Souvenir écrit sur cette période le 2 Mai 1973 dans mes cahiers d'écriture personnelle.
Lorsque j'étais enfant, je m’attachais beaucoup à maman. Longtemps, l'heure du coucher m’apparut comme quelque chose d'affreux car il me fallait la quitter. Je lui faisais donc raconter histoires sur histoires, et retardait cette heure fatidique. On me dit plus tard que j'avais parlé très tard, mais la gouvernante à cette époque avait été surprise par mon autorité, et la manière dont, avec des gestes, je lui montrais comment je voulais être habillé. Je n'ai peut -être qu’un seul souvenir de cette période, préscolaire. C'est cette pensée qui m'était venue, devant mes grands frères, que une fois qu'on était à l'école, on devait regretter ces heureux temps où l'on pouvait rester à jouer toute la journée à la maison. Et aussi que je n'étais vraiment pas si malheureux et qu'il fallait que j'en profite.

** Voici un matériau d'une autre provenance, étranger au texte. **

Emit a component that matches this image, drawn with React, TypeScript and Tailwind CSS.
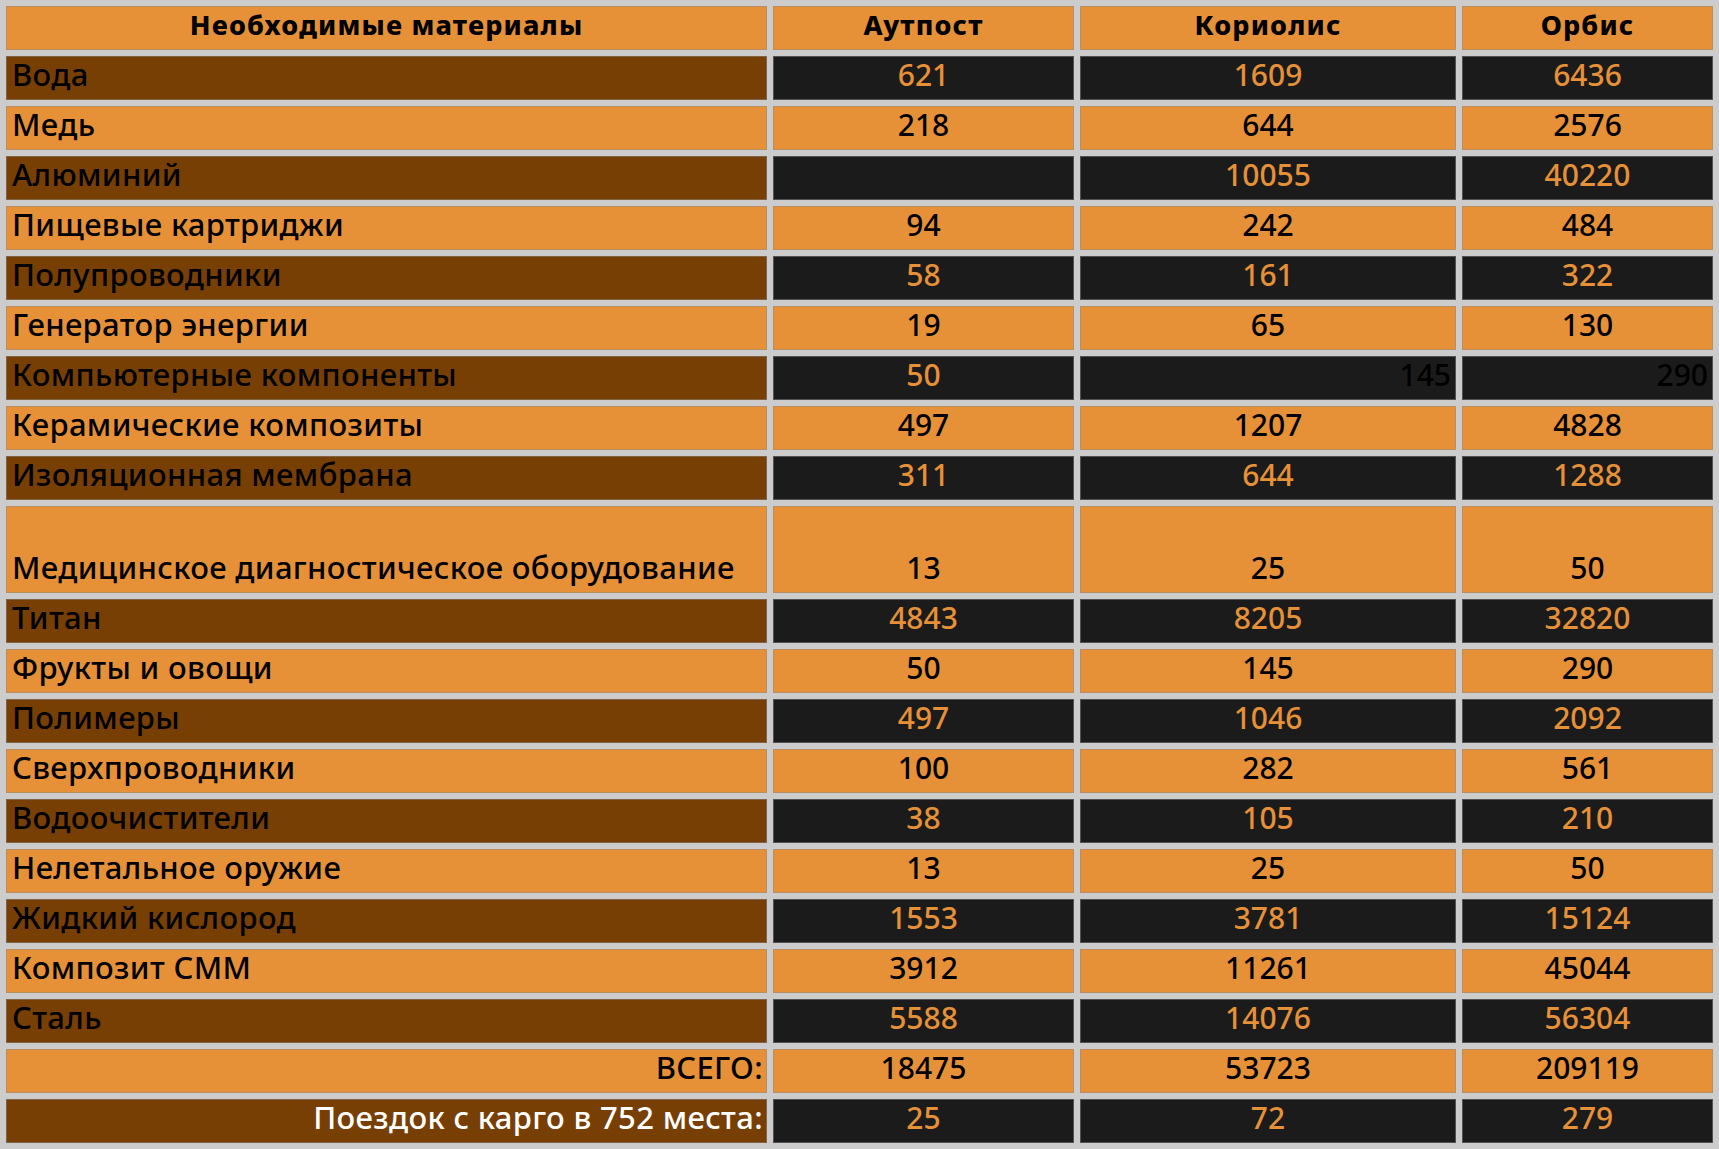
type Row = {
  name: string;
  values: (number | null)[];
  tall?: boolean;
  odd?: boolean; // row where two values are right-aligned and black
  right?: boolean;
};

const rows: Row[] = [
  { name: 'Вода', values: [621, 1609, 6436] },
  { name: 'Медь', values: [218, 644, 2576] },
  { name: 'Алюминий', values: [null, 10055, 40220] },
  { name: 'Пищевые картриджи', values: [94, 242, 484] },
  { name: 'Полупроводники', values: [58, 161, 322] },
  { name: 'Генератор энергии', values: [19, 65, 130] },
  { name: 'Компьютерные компоненты', values: [50, 145, 290], odd: true },
  { name: 'Керамические композиты', values: [497, 1207, 4828] },
  { name: 'Изоляционная мембрана', values: [311, 644, 1288] },
  { name: 'Медицинское диагностическое оборудование', values: [13, 25, 50], tall: true },
  { name: 'Титан', values: [4843, 8205, 32820] },
  { name: 'Фрукты и овощи', values: [50, 145, 290] },
  { name: 'Полимеры', values: [497, 1046, 2092] },
  { name: 'Сверхпроводники', values: [100, 282, 561] },
  { name: 'Водоочистители', values: [38, 105, 210] },
  { name: 'Нелетальное оружие', values: [13, 25, 50] },
  { name: 'Жидкий кислород', values: [1553, 3781, 15124] },
  { name: 'Композит СММ', values: [3912, 11261, 45044] },
  { name: 'Сталь', values: [5588, 14076, 56304] },
  { name: 'ВСЕГО:', values: [18475, 53723, 209119], right: true },
  { name: 'Поездок с карго в 752 места:', values: [25, 72, 279], right: true },
];

const cell = 'flex items-end border border-[#8a8a8a]/50 pb-[5px] leading-[1.3] whitespace-nowrap';
const head = `${cell} h-[44px] justify-center bg-[#e69138] text-[27px] font-extrabold tracking-[1.2px] pb-[7px]`;

export default function App() {
  return (
    <div
      className="min-h-screen bg-[#cccccc] text-[30px] font-medium text-black"
      style={{ fontFamily: '"Noto Sans", "Open Sans", sans-serif' }}
    >
      <div className="grid grid-cols-[761px_301px_376px_251px] gap-[6px] p-[6px]">
        <div className={head}>Необходимые материалы</div>
        <div className={head}>Аутпост</div>
        <div className={head}>Кориолис</div>
        <div className={head}>Орбис</div>

        {rows.map((r, i) => {
          const dark = i % 2 === 0;
          const h = r.tall ? 'h-[87px]' : 'h-[44px]';
          return (
            <div key={r.name} className="contents">
              <div
                className={`${cell} ${h} text-[31px] tracking-[0.35px] ${r.right ? 'justify-end pr-[3px]' : 'pl-[5px]'} ${
                  dark ? 'bg-[#783f04]' : 'bg-[#e69138]'
                } ${dark && r.right ? 'text-white' : 'text-black'}`}
              >
                {r.name}
              </div>
              {r.values.map((v, j) => {
                const rightBlack = r.odd && j > 0;
                return (
                  <div
                    key={j}
                    className={`${cell} ${h} ${rightBlack ? 'justify-end pr-[4px] text-black' : 'justify-center'} ${
                      dark ? 'bg-[#1b1b1b]' : 'bg-[#e69138]'
                    } ${dark && !rightBlack ? 'text-[#e69138]' : ''} ${!dark ? 'text-black' : ''}`}
                  >
                    {v ?? ''}
                  </div>
                );
              })}
            </div>
          );
        })}
      </div>
    </div>
  );
}
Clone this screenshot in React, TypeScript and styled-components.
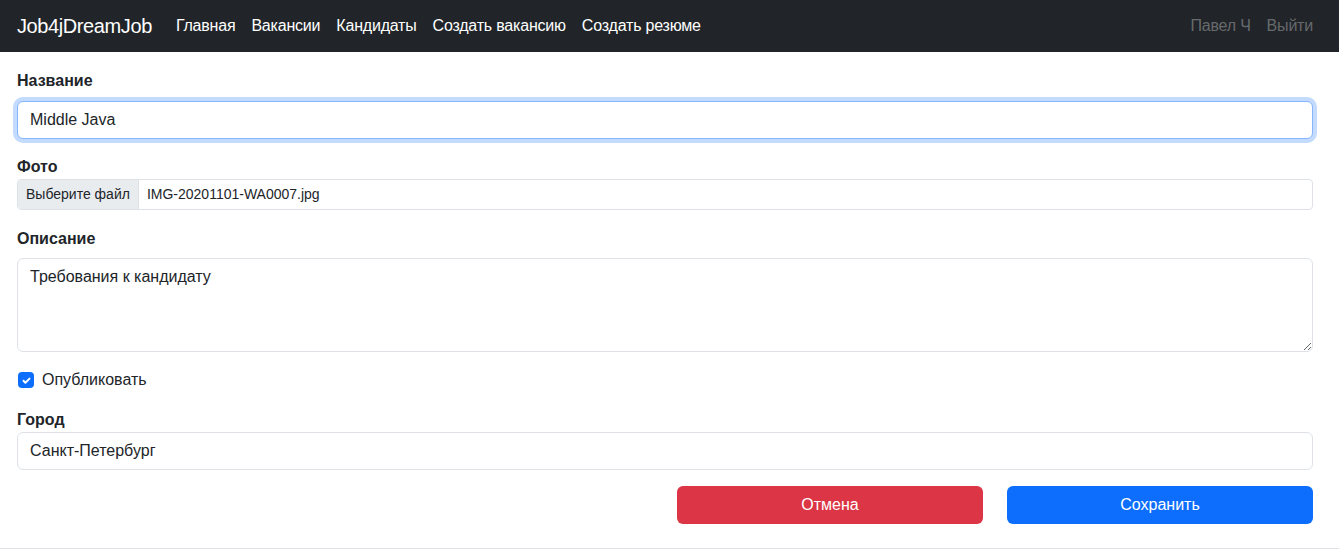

Bien que les semaines parurent des années et les années des siècles, il me fallut aller à l'école. Il apparut bientôt que j’étais très réfractaire à ce genre d'institutions. Je me mis à refuser obstinément d'y aller. Il fallait me trainer dans la voiture. Là, je tentais d'étrangler maman, qui conduisait. Il fallait que la bonne nous accompagne pour que maman puisse conduire. Arrivé à l'école, j'étais pris d'une immense envie de dormir Mais lorsque assis à mon pupitre, je croisais les bras, et posais ma tête dessus, cette envie pour une grande part disparaissait. Alors je restais dans la même position et faisais semblant de dormir. J'entendais la classe qui se déroulait au loin. Ce n'était plus que les voix de l'un de mes rêves. Je sentais le regard de la Maîtresse se poser sur moi, hésiter, puis dire à mon voisin de ne pas me réveiller. J'étais sans doute fatigué, et j'étais encore si petit. Mes camarades riaient et puis la classe reprenait. Je leur avais échappé, et la tête enfouie dans mes bras, il semblait que j'étais brusquement redevenu libre. Parfois, enfant prodigue, je me redressais et ma tête émergeait de la vaste étendue liquide dans laquelle je l'avais plongée. La maitresse s'exclamait, les autres enfants se retournaient. J'aurais tiré du plaisir à cette sorte de naissance, où je devenais le centre de la classe, si à l'exclamation de la maitresse n'était pas lié le regard moqueur des autres et leurs rires. Ces autres enfants me paraissaient incompréhensibles, comment pouvaient-ils accepter de se laisser enfermer dans une pièce toute la journée. Comment pouvaient-ils s'intéresser à toutes ces lettres, à ce tableau noir, à toutes ces choses noires ? Ou plutôt, je ne réfléchissais pas si loin ; je n'avais simplement pas d’ami. Mais se développait à l'intérieur de moi un sentiment d'infériorité par rapport à leur monde. Alors il fallait que je me sente supérieur.
Les deux réagissant les uns sur l'autre, n’écartaient encore d'eux.
Je ressentais tout cela très confusément. Je ne savais qu'une chose, c'est que l'école ne correspondait à aucune de mes aspirations. La cloche finissait par sonner, et je courrais vers la maison. Je pouvais enfin revoir ma mère, que j'avais étranglé le matin même, pour ne pas la quitter.
On s'aperçu bientôt que si j'avais eu du mal à parler, j’en avais encore plus à apprendre à lire. Dans la petite école de province où j'étais, on voulait me faire redoubler, et redoubler encore. Ma mère s'y opposa. Je fus pris en main par des psychologues. Je considérais ces petits caractères qui s'alignaient dans les livres avec tout à la fois une certaine curiosité, et un certain dédain.
Je me demandais quel effet cela faisait de savoir lire. De sentir se transformer en paroles tous ces petits signes, noirs. D’un autre côté, cela paraissait tellement difficiles. Comment se rappeler tous ces signes divers ? Il me semblait que le jeu n'en valait pas la chandelle. Et je continuai mes plongées sous-marines en classe.
J'étais vraiment un trop mauvais élève. La position de maman devenait de plus en plus compliquée. On ne voulait vraiment plus me faire passer dans la classe supérieure à cause de mon orthographe.